- [Short problem]:
Give back every line exactly as it appears, pictures excluded.
━━━━━ Data provided ━━━━━
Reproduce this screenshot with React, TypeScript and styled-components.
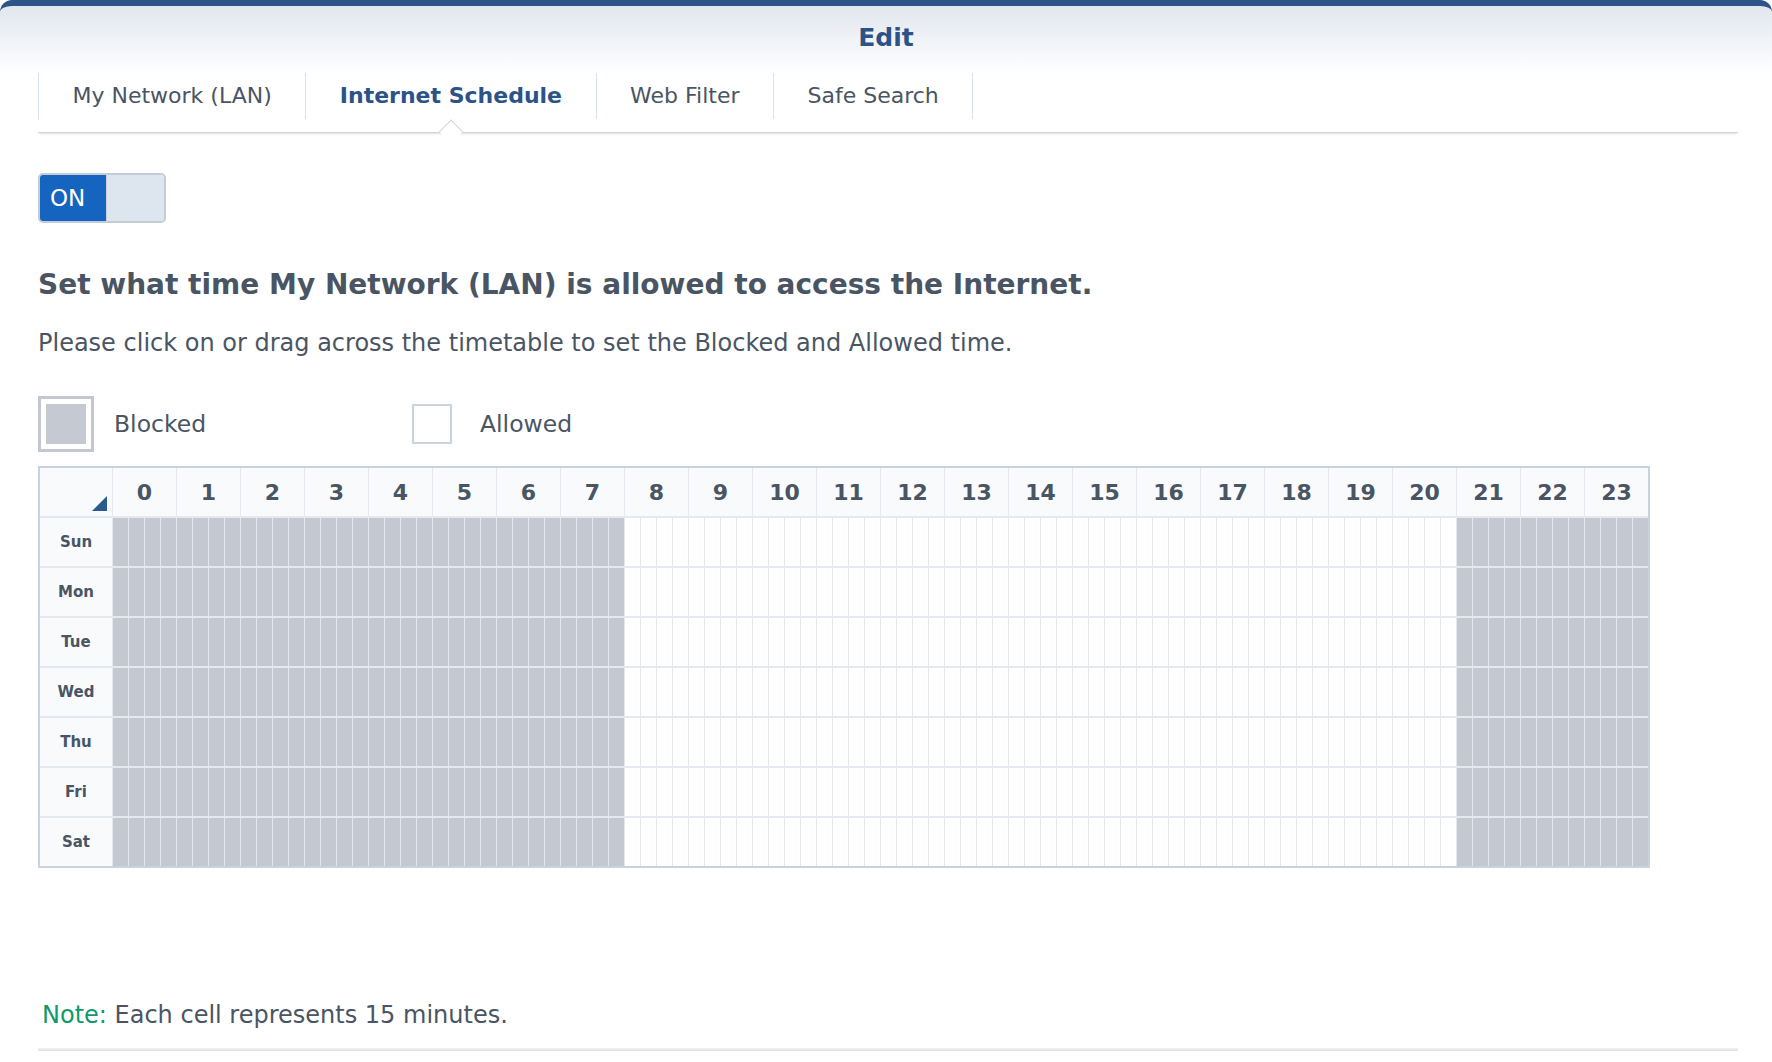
import { FC } from "react";
import styled, { createGlobalStyle } from "styled-components";

const GlobalStyle = createGlobalStyle`
  html, body {
    margin: 0;
    padding: 0;
    background: #ffffff;
  }
  body {
    font-family: "DejaVu Sans", Verdana, sans-serif;
    color: #4a5563;
  }
`;

const Window = styled.div`
  min-height: 1062px;
  box-sizing: border-box;
  border-top: 6px solid #2c5487;
  border-radius: 12px 12px 0 0;
  background: linear-gradient(#e1e7ef 0px, #ffffff 68px);
`;

const Title = styled.div`
  height: 64px;
  line-height: 64px;
  text-align: center;
  font-size: 25px;
  font-weight: 700;
  color: #2b5388;
`;

const TabBar = styled.div`
  margin: 3px 34px 0 38px;
  display: flex;
  padding-bottom: 13px;
  border-bottom: 1px solid #d0d4d9;
  box-shadow: 0 2px 2px -1px rgba(0, 0, 0, 0.12);
`;

const Tab = styled.div<{ $active?: boolean }>`
  position: relative;
  height: 46px;
  line-height: 46px;
  padding: 0 33.5px;
  border-left: 1px solid #d9e1ea;
  font-size: 22px;
  font-weight: ${(p) => (p.$active ? 700 : 400)};
  color: ${(p) => (p.$active ? "#2b5388" : "#4a5563")};
  &:last-child {
    border-right: 1px solid #d9e1ea;
  }
  ${(p) =>
    p.$active &&
    `
    &::after {
      content: "";
      position: absolute;
      left: 50%;
      bottom: -21px;
      width: 16px;
      height: 16px;
      background: #ffffff;
      border-left: 1px solid #d0d4d9;
      border-top: 1px solid #d0d4d9;
      transform: translateX(-50%) rotate(45deg);
    }
  `}
`;

const Content = styled.div`
  margin: 0 34px 0 38px;
`;

const Toggle = styled.div`
  margin-top: 40px;
  display: flex;
  width: 128px;
  height: 50px;
  box-sizing: border-box;
  border: 2px solid #c4ccd6;
  border-radius: 5px;
  overflow: hidden;
`;

const ToggleOn = styled.div`
  width: 66px;
  box-sizing: border-box;
  padding-left: 10px;
  background: #1565c0;
  color: #ffffff;
  font-size: 23px;
  line-height: 46px;
`;

const ToggleKnob = styled.div`
  flex: 1;
  background: #dde5ee;
  border-left: 1px solid #c9d2dc;
`;

const Heading = styled.h2`
  margin: 46px 0 0;
  font-size: 28px;
  line-height: 32px;
  font-weight: 700;
  color: #4a5563;
`;

const Description = styled.p`
  margin: 28px 0 0;
  font-size: 24px;
  line-height: 28px;
`;

const Legend = styled.div`
  margin-top: 39px;
  display: flex;
`;

const LegendItem = styled.div`
  width: 366px;
  display: flex;
  align-items: center;
  gap: 20px;
  font-size: 23.5px;
`;

const SwatchSlot = styled.div`
  width: 56px;
  height: 56px;
  display: flex;
  align-items: center;
  justify-content: center;
`;

const BlockedSwatch = styled.div`
  width: 56px;
  height: 56px;
  box-sizing: border-box;
  border: 3px solid #c3c8d0;
  background: #c4c9d2;
  box-shadow: inset 0 0 0 5px #ffffff;
`;

const AllowedSwatch = styled.div`
  width: 40px;
  height: 40px;
  box-sizing: border-box;
  border: 2px solid #cbd4de;
  background: #ffffff;
`;

const Schedule = styled.div`
  margin-top: 14px;
  width: 1612px;
  box-sizing: border-box;
  border: 2px solid #c9d3dd;
  display: grid;
  grid-template-columns: 72px repeat(96, 15px);
  grid-auto-rows: 48px;
  column-gap: 1px;
  row-gap: 2px;
  background: #e4e9f0;
`;

const Corner = styled.div`
  background: #f8fafc;
  display: flex;
  align-items: flex-end;
  justify-content: flex-end;
  padding: 0 5px 5px 0;
`;

const CornerMark = styled.div`
  width: 0;
  height: 0;
  border-left: 15px solid transparent;
  border-bottom: 15px solid #2b5a8f;
`;

const HourHead = styled.div`
  grid-column: span 4;
  background: #f8fafc;
  display: flex;
  align-items: center;
  justify-content: center;
  font-size: 22px;
  font-weight: 700;
`;

const DayLabel = styled.div`
  background: #f8fafc;
  display: flex;
  align-items: center;
  justify-content: center;
  font-size: 15px;
  font-weight: 700;
`;

const Cell = styled.div<{ $blocked: boolean }>`
  background: ${(p) => (p.$blocked ? "#c4c8d1" : "#ffffff")};
`;

const Note = styled.div`
  margin-top: 133px;
  font-size: 24px;
  line-height: 28px;
  padding-left: 4px;
`;

const NoteLabel = styled.span`
  color: #0e9a6a;
`;

const Rule = styled.div`
  margin-top: 19px;
  height: 3px;
  background: linear-gradient(#f4f4f4, #dfdfdf);
`;

const days = ["Sun", "Mon", "Tue", "Wed", "Thu", "Fri", "Sat"];
const hours = Array.from({ length: 24 }, (_, i) => i);
const quarters = Array.from({ length: 96 }, (_, i) => i);

const isBlocked = (q: number) => {
  const hour = Math.floor(q / 4);
  return hour < 8 || hour >= 21;
};

const App: FC = () => {
  return (
    <>
      <GlobalStyle />
      <Window>
        <Title>Edit</Title>
        <TabBar>
          <Tab>My Network (LAN)</Tab>
          <Tab $active>Internet Schedule</Tab>
          <Tab>Web Filter</Tab>
          <Tab>Safe Search</Tab>
        </TabBar>
        <Content>
          <Toggle>
            <ToggleOn>ON</ToggleOn>
            <ToggleKnob />
          </Toggle>
          <Heading>
            Set what time My Network (LAN) is allowed to access the Internet.
          </Heading>
          <Description>
            Please click on or drag across the timetable to set the Blocked and
            Allowed time.
          </Description>
          <Legend>
            <LegendItem>
              <SwatchSlot>
                <BlockedSwatch />
              </SwatchSlot>
              Blocked
            </LegendItem>
            <LegendItem>
              <SwatchSlot>
                <AllowedSwatch />
              </SwatchSlot>
              Allowed
            </LegendItem>
          </Legend>
          <Schedule>
            <Corner>
              <CornerMark />
            </Corner>
            {hours.map((h) => (
              <HourHead key={h}>{h}</HourHead>
            ))}
            {days.map((day) => [
              <DayLabel key={day}>{day}</DayLabel>,
              ...quarters.map((q) => (
                <Cell key={`${day}-${q}`} $blocked={isBlocked(q)} />
              )),
            ])}
          </Schedule>
          <Note>
            <NoteLabel>Note:</NoteLabel> Each cell represents 15 minutes.
          </Note>
          <Rule />
        </Content>
      </Window>
    </>
  );
};

export default App;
━━━━━
- [Task answer]:
Reproduce this screenshot with React, TypeScript and styled-components.
import { FC } from "react";
import styled, { createGlobalStyle } from "styled-components";

const GlobalStyle = createGlobalStyle`
  html, body {
    margin: 0;
    padding: 0;
    background: #ffffff;
  }
  body {
    font-family: "DejaVu Sans", Verdana, sans-serif;
    color: #4a5563;
  }
`;

const Window = styled.div`
  min-height: 1062px;
  box-sizing: border-box;
  border-top: 6px solid #2c5487;
  border-radius: 12px 12px 0 0;
  background: linear-gradient(#e1e7ef 0px, #ffffff 68px);
`;

const Title = styled.div`
  height: 64px;
  line-height: 64px;
  text-align: center;
  font-size: 25px;
  font-weight: 700;
  color: #2b5388;
`;

const TabBar = styled.div`
  margin: 3px 34px 0 38px;
  display: flex;
  padding-bottom: 13px;
  border-bottom: 1px solid #d0d4d9;
  box-shadow: 0 2px 2px -1px rgba(0, 0, 0, 0.12);
`;

const Tab = styled.div<{ $active?: boolean }>`
  position: relative;
  height: 46px;
  line-height: 46px;
  padding: 0 33.5px;
  border-left: 1px solid #d9e1ea;
  font-size: 22px;
  font-weight: ${(p) => (p.$active ? 700 : 400)};
  color: ${(p) => (p.$active ? "#2b5388" : "#4a5563")};
  &:last-child {
    border-right: 1px solid #d9e1ea;
  }
  ${(p) =>
    p.$active &&
    `
    &::after {
      content: "";
      position: absolute;
      left: 50%;
      bottom: -21px;
      width: 16px;
      height: 16px;
      background: #ffffff;
      border-left: 1px solid #d0d4d9;
      border-top: 1px solid #d0d4d9;
      transform: translateX(-50%) rotate(45deg);
    }
  `}
`;

const Content = styled.div`
  margin: 0 34px 0 38px;
`;

const Toggle = styled.div`
  margin-top: 40px;
  display: flex;
  width: 128px;
  height: 50px;
  box-sizing: border-box;
  border: 2px solid #c4ccd6;
  border-radius: 5px;
  overflow: hidden;
`;

const ToggleOn = styled.div`
  width: 66px;
  box-sizing: border-box;
  padding-left: 10px;
  background: #1565c0;
  color: #ffffff;
  font-size: 23px;
  line-height: 46px;
`;

const ToggleKnob = styled.div`
  flex: 1;
  background: #dde5ee;
  border-left: 1px solid #c9d2dc;
`;

const Heading = styled.h2`
  margin: 46px 0 0;
  font-size: 28px;
  line-height: 32px;
  font-weight: 700;
  color: #4a5563;
`;

const Description = styled.p`
  margin: 28px 0 0;
  font-size: 24px;
  line-height: 28px;
`;

const Legend = styled.div`
  margin-top: 39px;
  display: flex;
`;

const LegendItem = styled.div`
  width: 366px;
  display: flex;
  align-items: center;
  gap: 20px;
  font-size: 23.5px;
`;

const SwatchSlot = styled.div`
  width: 56px;
  height: 56px;
  display: flex;
  align-items: center;
  justify-content: center;
`;

const BlockedSwatch = styled.div`
  width: 56px;
  height: 56px;
  box-sizing: border-box;
  border: 3px solid #c3c8d0;
  background: #c4c9d2;
  box-shadow: inset 0 0 0 5px #ffffff;
`;

const AllowedSwatch = styled.div`
  width: 40px;
  height: 40px;
  box-sizing: border-box;
  border: 2px solid #cbd4de;
  background: #ffffff;
`;

const Schedule = styled.div`
  margin-top: 14px;
  width: 1612px;
  box-sizing: border-box;
  border: 2px solid #c9d3dd;
  display: grid;
  grid-template-columns: 72px repeat(96, 15px);
  grid-auto-rows: 48px;
  column-gap: 1px;
  row-gap: 2px;
  background: #e4e9f0;
`;

const Corner = styled.div`
  background: #f8fafc;
  display: flex;
  align-items: flex-end;
  justify-content: flex-end;
  padding: 0 5px 5px 0;
`;

const CornerMark = styled.div`
  width: 0;
  height: 0;
  border-left: 15px solid transparent;
  border-bottom: 15px solid #2b5a8f;
`;

const HourHead = styled.div`
  grid-column: span 4;
  background: #f8fafc;
  display: flex;
  align-items: center;
  justify-content: center;
  font-size: 22px;
  font-weight: 700;
`;

const DayLabel = styled.div`
  background: #f8fafc;
  display: flex;
  align-items: center;
  justify-content: center;
  font-size: 15px;
  font-weight: 700;
`;

const Cell = styled.div<{ $blocked: boolean }>`
  background: ${(p) => (p.$blocked ? "#c4c8d1" : "#ffffff")};
`;

const Note = styled.div`
  margin-top: 133px;
  font-size: 24px;
  line-height: 28px;
  padding-left: 4px;
`;

const NoteLabel = styled.span`
  color: #0e9a6a;
`;

const Rule = styled.div`
  margin-top: 19px;
  height: 3px;
  background: linear-gradient(#f4f4f4, #dfdfdf);
`;

const days = ["Sun", "Mon", "Tue", "Wed", "Thu", "Fri", "Sat"];
const hours = Array.from({ length: 24 }, (_, i) => i);
const quarters = Array.from({ length: 96 }, (_, i) => i);

const isBlocked = (q: number) => {
  const hour = Math.floor(q / 4);
  return hour < 8 || hour >= 21;
};

const App: FC = () => {
  return (
    <>
      <GlobalStyle />
      <Window>
        <Title>Edit</Title>
        <TabBar>
          <Tab>My Network (LAN)</Tab>
          <Tab $active>Internet Schedule</Tab>
          <Tab>Web Filter</Tab>
          <Tab>Safe Search</Tab>
        </TabBar>
        <Content>
          <Toggle>
            <ToggleOn>ON</ToggleOn>
            <ToggleKnob />
          </Toggle>
          <Heading>
            Set what time My Network (LAN) is allowed to access the Internet.
          </Heading>
          <Description>
            Please click on or drag across the timetable to set the Blocked and
            Allowed time.
          </Description>
          <Legend>
            <LegendItem>
              <SwatchSlot>
                <BlockedSwatch />
              </SwatchSlot>
              Blocked
            </LegendItem>
            <LegendItem>
              <SwatchSlot>
                <AllowedSwatch />
              </SwatchSlot>
              Allowed
            </LegendItem>
          </Legend>
          <Schedule>
            <Corner>
              <CornerMark />
            </Corner>
            {hours.map((h) => (
              <HourHead key={h}>{h}</HourHead>
            ))}
            {days.map((day) => [
              <DayLabel key={day}>{day}</DayLabel>,
              ...quarters.map((q) => (
                <Cell key={`${day}-${q}`} $blocked={isBlocked(q)} />
              )),
            ])}
          </Schedule>
          <Note>
            <NoteLabel>Note:</NoteLabel> Each cell represents 15 minutes.
          </Note>
          <Rule />
        </Content>
      </Window>
    </>
  );
};

export default App;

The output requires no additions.